The end of the Soviet Union eliminated much of COCOM's reason for being and it was eventually dissolved in 1994. It was replaced by the much looser Wassenaar Arrangement, where members of one country cannot influence exports of another.
One last thing. In light of recent events, it is interesting to see how the United States and its western allies loosened COCOM controls on the People's Republic of China in the 1970s and 80s.
This not only included dual use items but also direct military equipment like jet engines, ground attack aircraft, rapid gun systems, and computer systems.
This was because of the Sino-Soviet Split. The United States sought to strengthen China and bring it closer to the West as an ally against the Soviet Union. Just found that interesting.
Conclusion
The debate over COCOM's effectiveness was and remains voluminous. There have been hundreds of takes of all kinds and from all angles. Many of these debates are re-emerging in the wake of the recent chip technology bans.
The actions behind Toshiba-Kongsberg show us why international trade restrictions are so hard. Players feel unfair treatment when they are subject to such restrictions, often bringing up questions of sovereignty.

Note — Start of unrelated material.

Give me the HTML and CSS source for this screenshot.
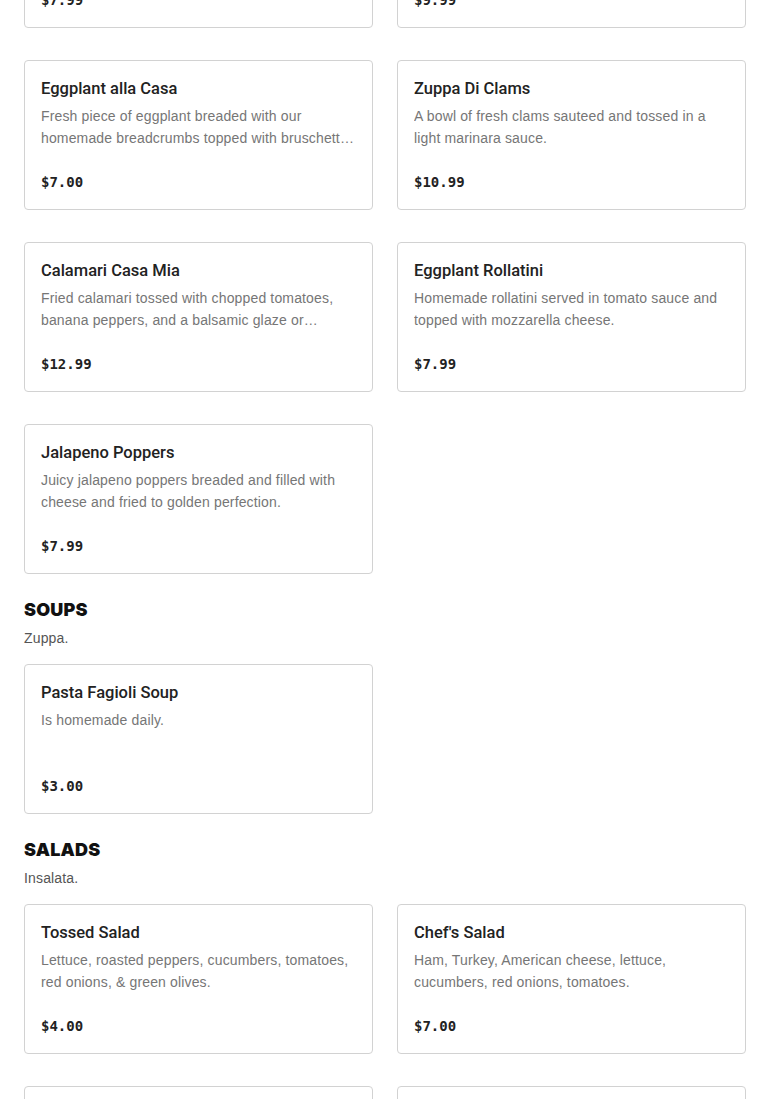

It is why the United States went ahead with the chip sanctions first without any agreements from its Western allies - a demonstration that this was no ploy to win sales for American businesses.
But more work needs to be done. Toshiba-Kongsberg showed that it is not enough to place sanctions and licensing. In order to be effective they need to be fair, backed with deep investigation and resources, and seriously enforced.